ACPI で列挙されたデバイスについては、次の電源状態を実装する必要があります。

  • D0 – 通常の動作状態
  • D2 – サポートされている場合は、SLEEP 状態に使用されます。 デバイスは、この電源状態からのスリープ解除のサポートを示す必要があります。
  • D3 – これは OFF 状態に使用する必要があります。 デバイスは、この電源状態からのスリープ解除のサポートを示してはなりません。

プラットフォーム固有のコントローラーの場合、コントローラー ハードウェアの電源要件を考慮するために、代替の D 状態のマッピングを使用できます。

プラットフォーム レベルの D 状態のマッピングは不可視であり、デバイスに伝達されません。

電源状態に関するホストとデバイスの役割

次の表は、デバイスとホストが従うべきプロパティを示したものです。

電源状態 ホストの役割 デバイスの役割
ON - 必要に応じてデバイスへの割り込みと IO の問題に対処します。 - リセット後に ON の電源状態にする
- プロセスですが、ホストからの SET POWER SLEEP コマンドまたは SET POWER OFF コマンドへの応答は提供しません。
SLEEP - SLEEP 状態に入るようデバイスに指示します。
- デバイスが割り込みラインを介して警告している場合は、デバイスを ON 状態に設定します。
- ホストがデバイスと通信する必要がある場合は、他のコマンドの前に SET POWER コマンドを発行 (ON に設定) します。
- 割り込みラインがアサートされている場合は、ホストが電力の最適化を開始する前にアサートを解除します。
- ホストに割り込みを送信してサービスを要求します。 その後は、ホストが SET POWER コマンドを送信して ON 状態にするまで、デバイスは割り込みを再アサートしてはなりません。

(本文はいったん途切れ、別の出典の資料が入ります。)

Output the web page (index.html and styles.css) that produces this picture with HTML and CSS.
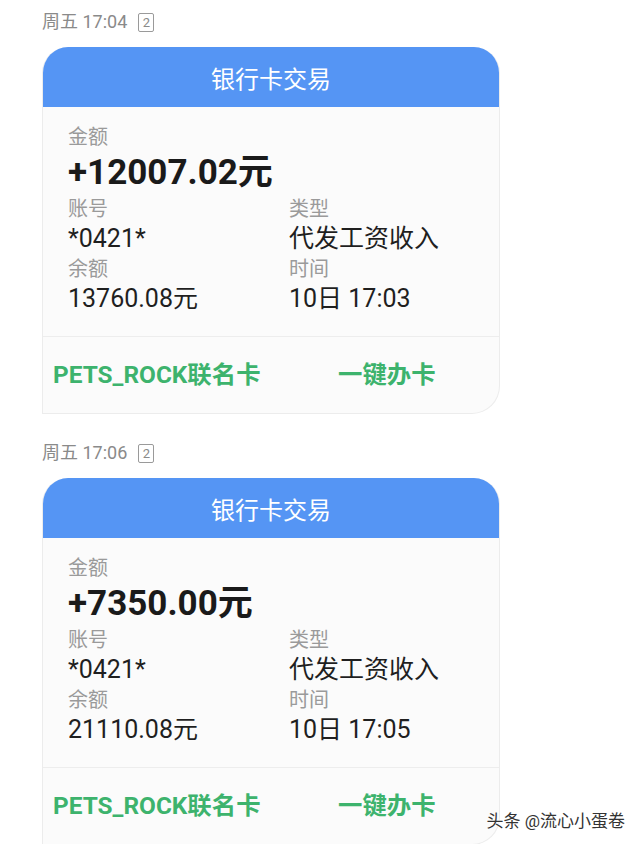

デバイスは、この時点で割り込みを再度アサートして、保留中の入力レポートをホストに通知する必要があります。
- 状態を維持し、オプションでリモートウェイクをサポートできる必要最低限の消費電力量まで抑えます。
- ホストからの SET POWER ON コマンドに応答します。
OFF - OFF 状態に入るようデバイスに指示します。
- デバイスを OFF 状態にするようにプラットフォームに指示します。
- デバイスをスリープ解除できない状態にする必要がある場合は、この状態にします。
- 割り込みラインがアサートされている場合は、ホストが電力の最適化を開始する前にアサートを解除します。
- この状態では、デバイスはスリープ解除を開始したり、割り込みを提供したりすることはできません。
- 消費電力を極限まで抑えます。 状態を維持する必要はありません。
- 通常の電源投入と同様に、OFF -> ON 遷移を処理します。